Newlines within a paragraph are not displayed.

Leave at least one blank line to begin a new paragraph.
Result

Paragraphs don't require special markup in Mau. A paragraph is defined by one or more consecutive lines of text. Newlines within a paragraph are not displayed.

Leave at least one blank line to begin a new paragraph.

Comments

You can comment a single line with //

// This is a comment

or you can comment a block of lines enclosing them between two markers ////

////
This is
a multiline
comment
////

Thematic break

You can insert an horizontal line using three dashes

---

Text formatting

Mau supports three inline styles triggered by _, *, and `.

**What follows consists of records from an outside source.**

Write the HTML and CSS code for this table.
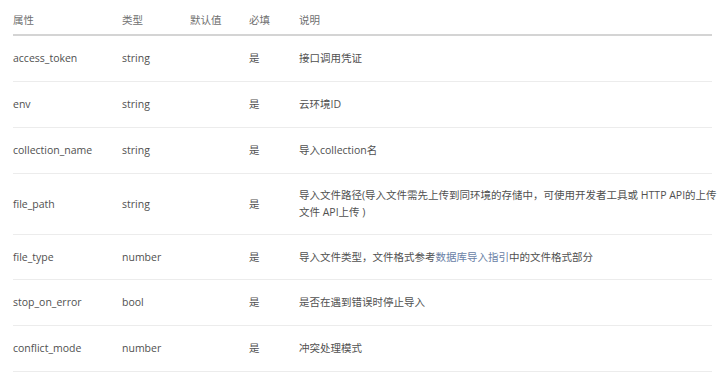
FILE: index.html
```html
<!DOCTYPE html>
<html lang="zh">
<head>
<meta charset="utf-8">
<link rel="stylesheet" href="styles.css">
</head>
<body>
<div class="table">
  <div class="row head">
    <div>属性</div><div>类型</div><div>默认值</div><div>必填</div><div>说明</div>
  </div>
  <div class="row">
    <div>access_token</div><div>string</div><div></div><div>是</div><div>接口调用凭证</div>
  </div>
  <div class="row">
    <div>env</div><div>string</div><div></div><div>是</div><div>云环境ID</div>
  </div>
  <div class="row">
    <div>collection_name</div><div>string</div><div></div><div>是</div><div>导入collection名</div>
  </div>
  <div class="row tall">
    <div>file_path</div><div>string</div><div></div><div>是</div><div class="desc">导入文件路径(导入文件需先上传到同环境的存储中，可使用开发者工具或 HTTP API的上传<br>文件 API上传 )</div>
  </div>
  <div class="row short">
    <div>file_type</div><div>number</div><div></div><div>是</div><div>导入文件类型，文件格式参考<span class="link">数据库导入指引</span>中的文件格式部分</div>
  </div>
  <div class="row">
    <div>stop_on_error</div><div>bool</div><div></div><div>是</div><div>是否在遇到错误时停止导入</div>
  </div>
  <div class="row">
    <div>conflict_mode</div><div>number</div><div></div><div>是</div><div>冲突处理模式</div>
  </div>
</div>
</body>
</html>
```

FILE: styles.css
```css
html, body {
  margin: 0;
  padding: 0;
  background: #ffffff;
}
body {
  font-family: "Open Sans", "Noto Sans CJK SC", sans-serif;
  font-size: 10.5px;
  line-height: 17px;
  color: #505050;
}
.table {
  margin-left: 13px;
  width: 699px;
}
.row {
  display: grid;
  grid-template-columns: 109px 68px 59px 50px 1fr;
  align-items: center;
  padding: 14px 0;
  border-bottom: 1px solid #ececec;
}
.row.head {
  padding: 12px 0 5px;
  border-bottom: 2px solid #d4d4d4;
  color: #707070;
}
.row.tall {
  padding: 13px 0 13px;
}
.row.short {
  padding: 14px 0 13px;
}
.desc {
  white-space: nowrap;
}
.link {
  color: #6a7fa6;
}
```
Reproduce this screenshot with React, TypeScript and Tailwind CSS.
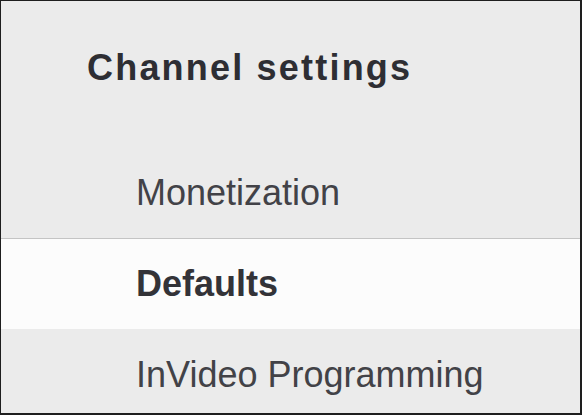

Stars identify *strong* text.

Underscores for _emphasized_ text

Backticks are used for `verbatim` text.
Result

Stars identify strong text.

Underscores for emphasized text

Backticks are used for verbatim text.

You can use them together, but pay attention that verbatim is very strong in Mau.

You can have _*strong and empashized*_ text.

You can also apply styles to _*`verbatim`*_.

But verbatim will `_*preserve*_` them.
Result

You can have strong and empashized text.

You can also apply styles to verbatim.

But verbatim will _*preserve*_ them.

Styles can be applied to only part of a word

*S*trategic *H*azard *I*ntervention *E*spionage *L*ogistics *D*irectorate

It is completely _counter_intuitive.

There are too many `if`s in this function.
Result

Strategic Hazard Intervention Espionage Logistics Directorate

It is completely counterintuitive.

There are too many ifs in this function.

Using a single style marker doesn't trigger any effect, if you need to use two of them in the sentence, though, you have to escape at least one

You can use _single *markers.

But you \_need\_ to escape pairs.

Even though you can escape \_only one_ of the two.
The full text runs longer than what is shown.